● **Dataset content**:
-- Begin --
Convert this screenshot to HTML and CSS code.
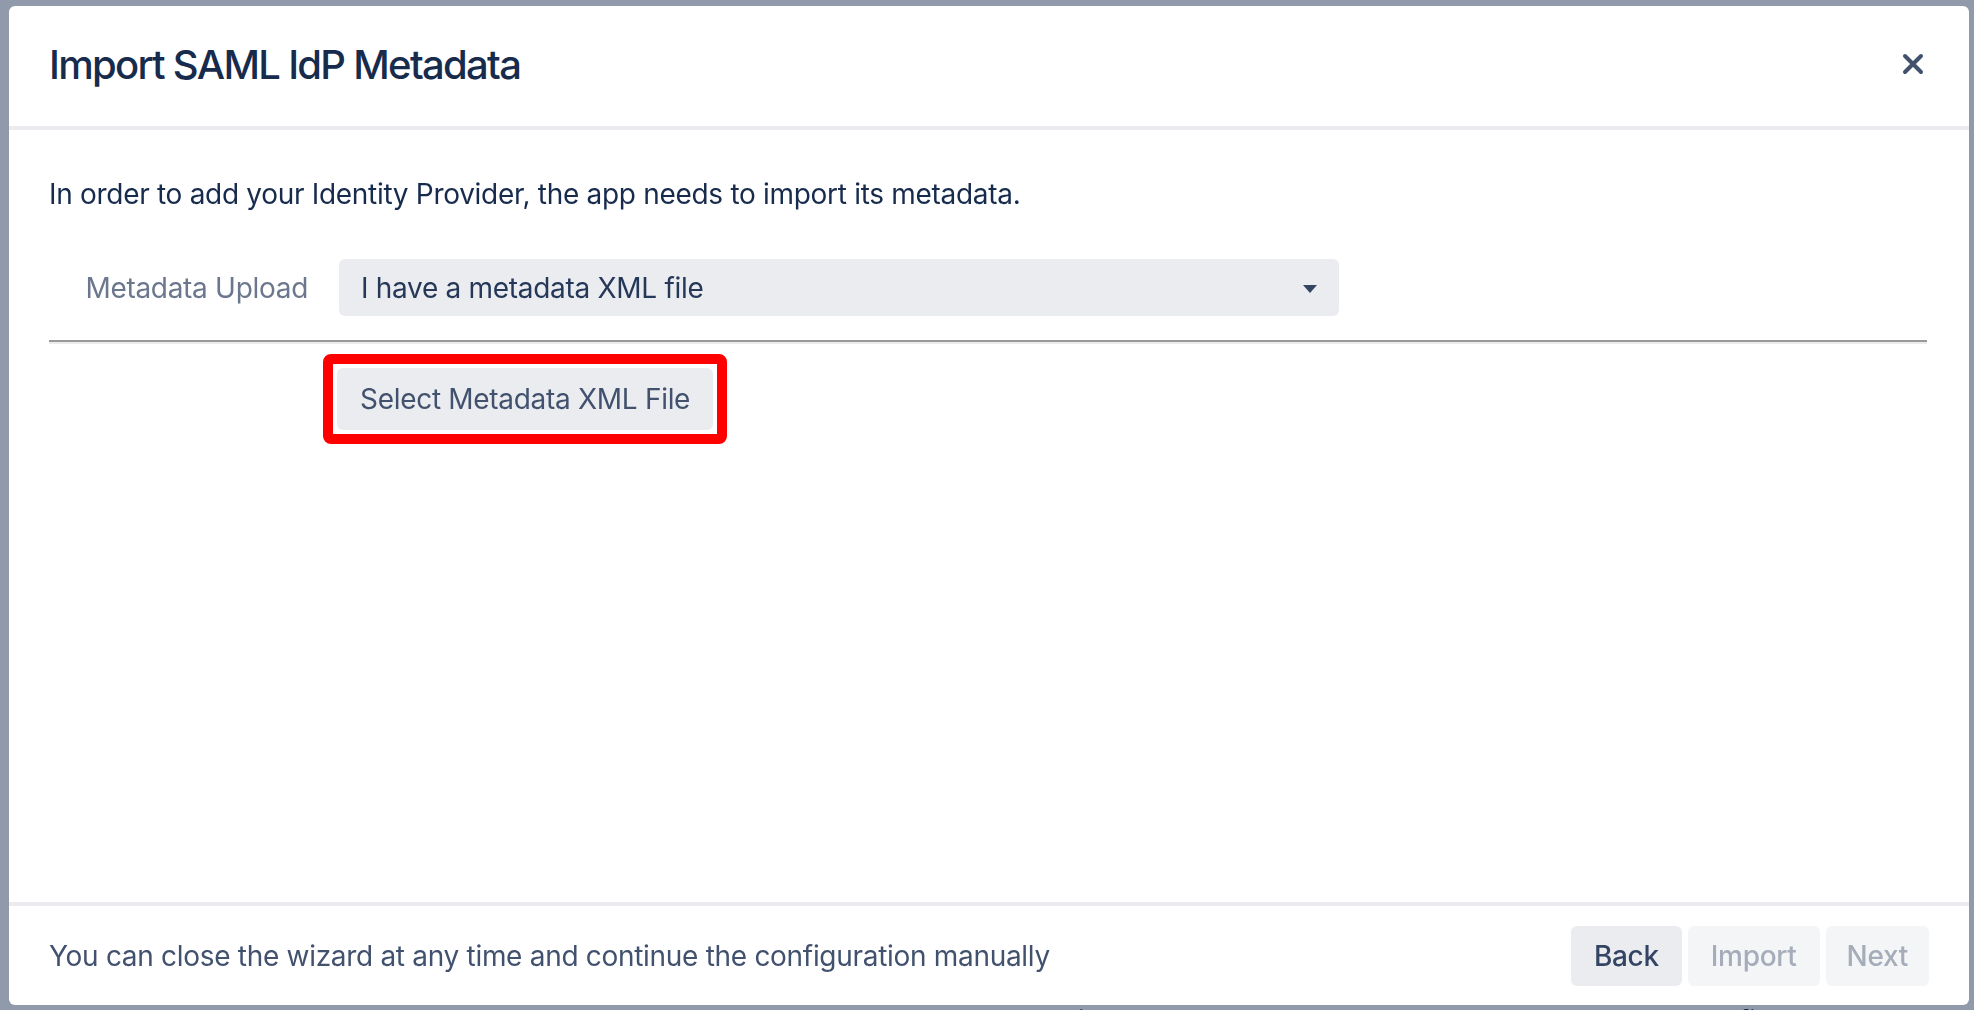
FILE: index.html
```html
<!DOCTYPE html>
<html lang="en">
<head>
  <meta charset="UTF-8" />
  <title>Import SAML IdP Metadata</title>
  <link rel="stylesheet" href="styles.css">
</head>
<body>
  <div class="page">
    <p class="page-hint">Click here to read the IdP metadata and populate the fields below</p>
  </div>

  <div class="blanket"></div>

  <section class="modal" role="dialog" aria-labelledby="modalTitle">
    <header class="modal-header">
      <h4 id="modalTitle">Import SAML IdP Metadata</h4>
      <button class="close-btn" aria-label="Close">
        <svg width="22" height="22" viewBox="0 0 22 22">
          <path d="M3 3 L19 19 M19 3 L3 19" stroke="#42526e" stroke-width="4" stroke-linecap="round" fill="none" />
        </svg>
      </button>
    </header>

    <div class="modal-body">
      <p class="intro">In order to add your Identity Provider, the app needs to import its metadata.</p>

      <div class="field-row">
        <label class="field-label" for="uploadType">Metadata Upload</label>
        <div class="select">
          <span id="uploadType">I have a metadata XML file</span>
          <svg class="caret" width="16" height="8" viewBox="0 0 16 8">
            <path d="M1 0 L15 0 L8 8 Z" fill="#344563" />
          </svg>
        </div>
      </div>

      <hr class="divider" />

      <div class="field-row">
        <span></span>
        <div class="highlight">
          <button class="btn">Select Metadata XML File</button>
        </div>
      </div>
    </div>

    <footer class="modal-footer">
      <span class="footer-note">You can close the wizard at any time and continue the configuration manually</span>
      <div class="actions">
        <button class="btn btn-strong">Back</button>
        <button class="btn btn-strong" disabled>Import</button>
        <button class="btn btn-strong btn-tight" disabled>Next</button>
      </div>
    </footer>
  </section>
</body>
</html>
```

FILE: styles.css
```css
:root {
  --text: #172b4d;
  --text-subtle: #42526e;
  --text-label: #6b778c;
  --text-disabled: #a5adba;
  --fill: #ebecf0;
  --fill-light: #f4f5f7;
  --line: #ebecf0;
  --font: Inter, "Noto Sans", "Liberation Sans", sans-serif;
}

*, *::before, *::after { box-sizing: border-box; }

html, body {
  margin: 0;
  height: 100%;
  overflow: hidden;
}

body {
  font-family: var(--font);
  background: #fff;
  color: var(--text);
  letter-spacing: -0.3px;
}

.page {
  height: 100%;
  padding: 1003px 0 0 1051px;
}

.page-hint {
  margin: 0;
  font-size: 28px;
  line-height: 36px;
  white-space: nowrap;
}

.blanket {
  position: fixed;
  inset: 0;
  background: rgba(9, 30, 66, 0.45);
}

.modal {
  position: fixed;
  top: 6px;
  left: 9px;
  width: 1960px;
  height: 999px;
  background: #fff;
  border-radius: 6px;
  display: flex;
  flex-direction: column;
}

.modal-header {
  height: 124px;
  padding: 0 45px 4px 40px;
  border-bottom: 4px solid var(--line);
  display: flex;
  align-items: center;
  justify-content: space-between;
}

.modal-header h4 {
  margin: 0;
  font-size: 40px;
  font-weight: 500;
  letter-spacing: -1.7px;
  color: var(--text);
}

.close-btn {
  background: none;
  border: none;
  padding: 0;
  width: 22px;
  height: 22px;
  display: flex;
}

.modal-body {
  flex: 1;
  padding: 44px 42px 0 40px;
}

.intro {
  margin: 0 0 45px;
  font-size: 28px;
  line-height: 40px;
}

.field-row {
  display: grid;
  grid-template-columns: 290px 1000px;
  align-items: center;
}

.field-label {
  text-align: right;
  padding-right: 31px;
  font-size: 28px;
  color: var(--text-label);
}

.select {
  height: 57px;
  background: var(--fill);
  border-radius: 6px;
  padding: 0 21px 0 22px;
  display: flex;
  align-items: center;
  justify-content: space-between;
  font-size: 28px;
  color: #253858;
}

.caret { margin-top: 2px; }

.divider {
  margin: 24px 0 10px;
  border: none;
  border-top: 2px solid #9a9a9a;
  border-bottom: 2px solid #ececec;
}

.highlight {
  justify-self: start;
  margin-left: -16px;
  padding: 4px;
  border: 10px solid #ff0000;
  border-radius: 8px;
  display: flex;
}

.btn {
  height: 62px;
  padding: 0 23px;
  border: none;
  border-radius: 6px;
  background: var(--fill);
  font-family: var(--font);
  font-size: 28px;
  letter-spacing: -0.3px;
  color: var(--text-subtle);
}

.btn-strong {
  height: 60px;
  font-weight: 500;
  color: #344563;
}

.btn-strong:disabled {
  background: var(--fill-light);
  color: var(--text-disabled);
}

.btn-tight { padding: 0 21px; }

.modal-footer {
  height: 103px;
  border-top: 4px solid var(--line);
  padding: 0 40px;
  display: flex;
  align-items: center;
  justify-content: space-between;
}

.footer-note {
  font-size: 28px;
  color: var(--text-subtle);
}

.actions {
  display: flex;
  gap: 6px;
}
```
-- End --
● **Directions for this task**:
Reproduce the material word for word. Any pictures should be left out of the copy.

● **Result below**:
Convert this screenshot to HTML and CSS code.
FILE: index.html
```html
<!DOCTYPE html>
<html lang="en">
<head>
  <meta charset="UTF-8" />
  <title>Import SAML IdP Metadata</title>
  <link rel="stylesheet" href="styles.css">
</head>
<body>
  <div class="page">
    <p class="page-hint">Click here to read the IdP metadata and populate the fields below</p>
  </div>

  <div class="blanket"></div>

  <section class="modal" role="dialog" aria-labelledby="modalTitle">
    <header class="modal-header">
      <h4 id="modalTitle">Import SAML IdP Metadata</h4>
      <button class="close-btn" aria-label="Close">
        <svg width="22" height="22" viewBox="0 0 22 22">
          <path d="M3 3 L19 19 M19 3 L3 19" stroke="#42526e" stroke-width="4" stroke-linecap="round" fill="none" />
        </svg>
      </button>
    </header>

    <div class="modal-body">
      <p class="intro">In order to add your Identity Provider, the app needs to import its metadata.</p>

      <div class="field-row">
        <label class="field-label" for="uploadType">Metadata Upload</label>
        <div class="select">
          <span id="uploadType">I have a metadata XML file</span>
          <svg class="caret" width="16" height="8" viewBox="0 0 16 8">
            <path d="M1 0 L15 0 L8 8 Z" fill="#344563" />
          </svg>
        </div>
      </div>

      <hr class="divider" />

      <div class="field-row">
        <span></span>
        <div class="highlight">
          <button class="btn">Select Metadata XML File</button>
        </div>
      </div>
    </div>

    <footer class="modal-footer">
      <span class="footer-note">You can close the wizard at any time and continue the configuration manually</span>
      <div class="actions">
        <button class="btn btn-strong">Back</button>
        <button class="btn btn-strong" disabled>Import</button>
        <button class="btn btn-strong btn-tight" disabled>Next</button>
      </div>
    </footer>
  </section>
</body>
</html>
```

FILE: styles.css
```css
:root {
  --text: #172b4d;
  --text-subtle: #42526e;
  --text-label: #6b778c;
  --text-disabled: #a5adba;
  --fill: #ebecf0;
  --fill-light: #f4f5f7;
  --line: #ebecf0;
  --font: Inter, "Noto Sans", "Liberation Sans", sans-serif;
}

*, *::before, *::after { box-sizing: border-box; }

html, body {
  margin: 0;
  height: 100%;
  overflow: hidden;
}

body {
  font-family: var(--font);
  background: #fff;
  color: var(--text);
  letter-spacing: -0.3px;
}

.page {
  height: 100%;
  padding: 1003px 0 0 1051px;
}

.page-hint {
  margin: 0;
  font-size: 28px;
  line-height: 36px;
  white-space: nowrap;
}

.blanket {
  position: fixed;
  inset: 0;
  background: rgba(9, 30, 66, 0.45);
}

.modal {
  position: fixed;
  top: 6px;
  left: 9px;
  width: 1960px;
  height: 999px;
  background: #fff;
  border-radius: 6px;
  display: flex;
  flex-direction: column;
}

.modal-header {
  height: 124px;
  padding: 0 45px 4px 40px;
  border-bottom: 4px solid var(--line);
  display: flex;
  align-items: center;
  justify-content: space-between;
}

.modal-header h4 {
  margin: 0;
  font-size: 40px;
  font-weight: 500;
  letter-spacing: -1.7px;
  color: var(--text);
}

.close-btn {
  background: none;
  border: none;
  padding: 0;
  width: 22px;
  height: 22px;
  display: flex;
}

.modal-body {
  flex: 1;
  padding: 44px 42px 0 40px;
}

.intro {
  margin: 0 0 45px;
  font-size: 28px;
  line-height: 40px;
}

.field-row {
  display: grid;
  grid-template-columns: 290px 1000px;
  align-items: center;
}

.field-label {
  text-align: right;
  padding-right: 31px;
  font-size: 28px;
  color: var(--text-label);
}

.select {
  height: 57px;
  background: var(--fill);
  border-radius: 6px;
  padding: 0 21px 0 22px;
  display: flex;
  align-items: center;
  justify-content: space-between;
  font-size: 28px;
  color: #253858;
}

.caret { margin-top: 2px; }

.divider {
  margin: 24px 0 10px;
  border: none;
  border-top: 2px solid #9a9a9a;
  border-bottom: 2px solid #ececec;
}

.highlight {
  justify-self: start;
  margin-left: -16px;
  padding: 4px;
  border: 10px solid #ff0000;
  border-radius: 8px;
  display: flex;
}

.btn {
  height: 62px;
  padding: 0 23px;
  border: none;
  border-radius: 6px;
  background: var(--fill);
  font-family: var(--font);
  font-size: 28px;
  letter-spacing: -0.3px;
  color: var(--text-subtle);
}

.btn-strong {
  height: 60px;
  font-weight: 500;
  color: #344563;
}

.btn-strong:disabled {
  background: var(--fill-light);
  color: var(--text-disabled);
}

.btn-tight { padding: 0 21px; }

.modal-footer {
  height: 103px;
  border-top: 4px solid var(--line);
  padding: 0 40px;
  display: flex;
  align-items: center;
  justify-content: space-between;
}

.footer-note {
  font-size: 28px;
  color: var(--text-subtle);
}

.actions {
  display: flex;
  gap: 6px;
}
```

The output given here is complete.